Under a 1992 memorandum of agreement between the two, the agency, as part of its participation in the EIS, can raise issues it sees in the Corps’ evaluation of a project plan in an ARNI and initiate a consultation process.

The EPA took similar steps while the Alaska Railroad was seeking permits for its new Tanana River bridge southeast of Fairbanks — part of the Yukon watershed — and for a bridge over the Colville River to ConocoPhillips’ CD-5 North Slope oil development.

“This was done unbeknownst to EPA headquarters in D.C. so we’ve taken the opportunity to identify that to EPA Administrator (Scott) Pruitt,” Richards said.

ASAP received a final EIS in 2012 but changes made to the project necessitated amending the document.

EPA Region 10 Environmental Review Director R. David Allnutt wrote in the August letter that the agency supports the state’s desire to develop its energy resources, noting the ASAP project could help Fairbanks improve its poor winter air quality by providing the area access to natural gas, which is an ongoing issue the EPA has pushed the community to resolve.

However, Allnutt also outlined why it doesn’t think AGDC’s compensatory mitigation plan for the project’s impacts to wetlands is sufficient. He wrote that the pipeline is expected to damage 8,907 acres of wetlands, yet AGDC’s plans to offset those impacts with compensatory mitigation by buying into a mitigation bank on 105 acres are, “approximately 1 percent of the impacted wetland area,” Allnutt noted.

That’s because AGDC considers the 105 acres to be the only “ecologically significant” wetlands out of the 8,907 acres without accounting for indirect losses from associated permafrost degradation, according to Allnutt.

The pipeline would also cross 60 watersheds in its path across the state.

“Although the project would adversely impact wetlands, streams, and other aquatic resources in all 60 watersheds, the draft compensatory mitigation plan uses a novel approach to summarily dismiss potential impacts on the aquatic ecosystem in all but two of these watersheds as ‘insignificant,’” he wrote. “This conclusion is particularly remarkable since the draft SEIS assigns some of these same wetland impacts [e.g., wetland loss and fragmentation] a ‘major’ or ‘moderate’ negative effects ratings.”

As a result, the EPA wants the wetlands plans for ASAP to be reviewed in further detail, Allnutt stated.

Gov. Bill Walker subsequently wrote in a letter to Pruitt Oct. 4 that AGDC followed guidance from the Corps’ in establishing its mitigation plan and the state believes it is sufficient.
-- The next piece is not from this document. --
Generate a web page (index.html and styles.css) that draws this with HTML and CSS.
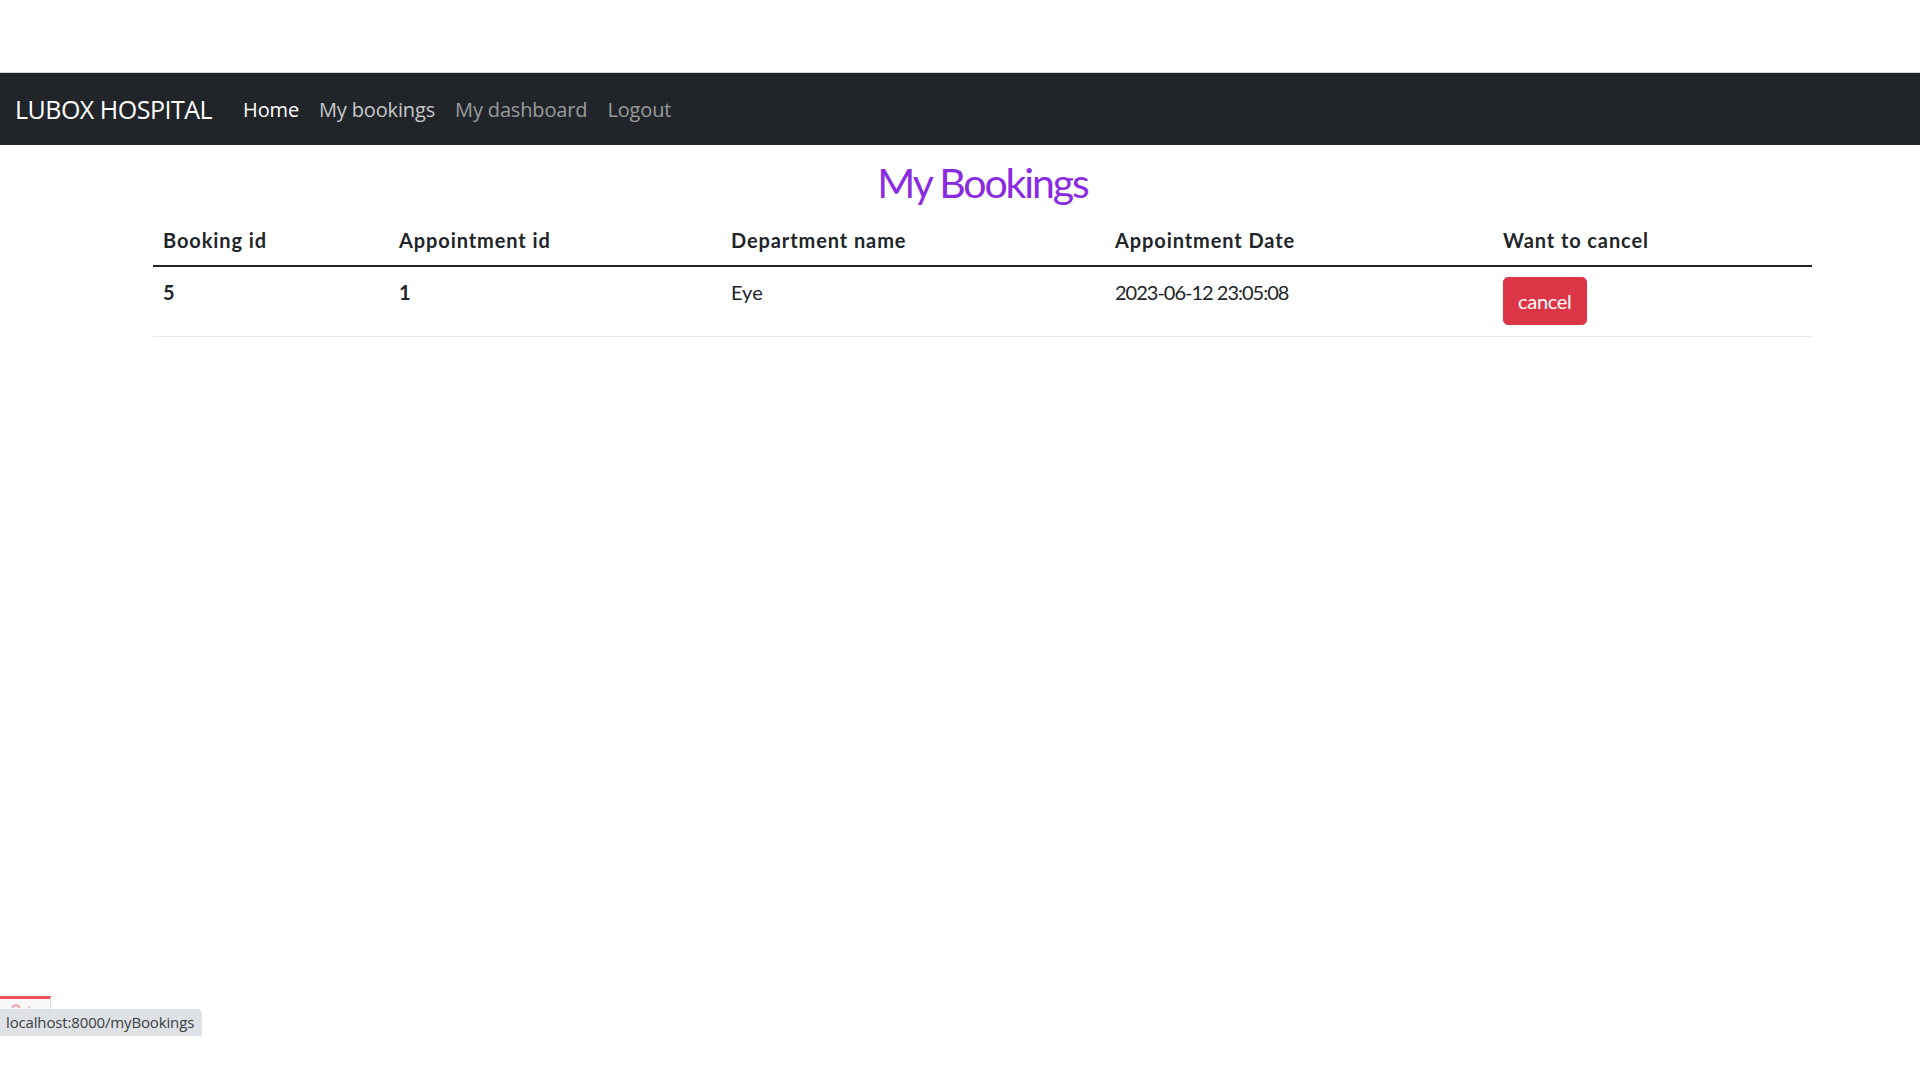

He also noted Alaska’s abundance of wetlands; the state holds roughly 65 percent of all the wetlands in the U.S.

“As you are likely aware, almost all wetlands in our state are undisturbed, and accordingly, most of the wetlands traversed by our proposed pipeline are also undisturbed,” Walker wrote to Pruitt. “As large and remote as Alaska is, and as many wetlands as it contains, it would not be practicable, nor environmentally justifiable, for this project to mitigate for all wetland impacts along the entire pipeline route.”

Pruitt named Alaska Commerce Department Commissioner Chris Hladick to be the EPA Region 10 director, a position he will take over in December. Pruitt made the announcement Oct. 17. Hladick previously served on the AGDC board of directors under Walker.

Richards said further mitigation could mean limiting construction to winter when gravel pads, which add to filling wetlands, would not be needed, but that would add greatly to the time and cost of either pipeline project.

The EPA suggested building sections of the gasline above ground, similar to how the trans-Alaska oil pipeline was built, but that would raise costs and having a large gas pipeline above ground for substantial sections presents safety issues as well, Richards said.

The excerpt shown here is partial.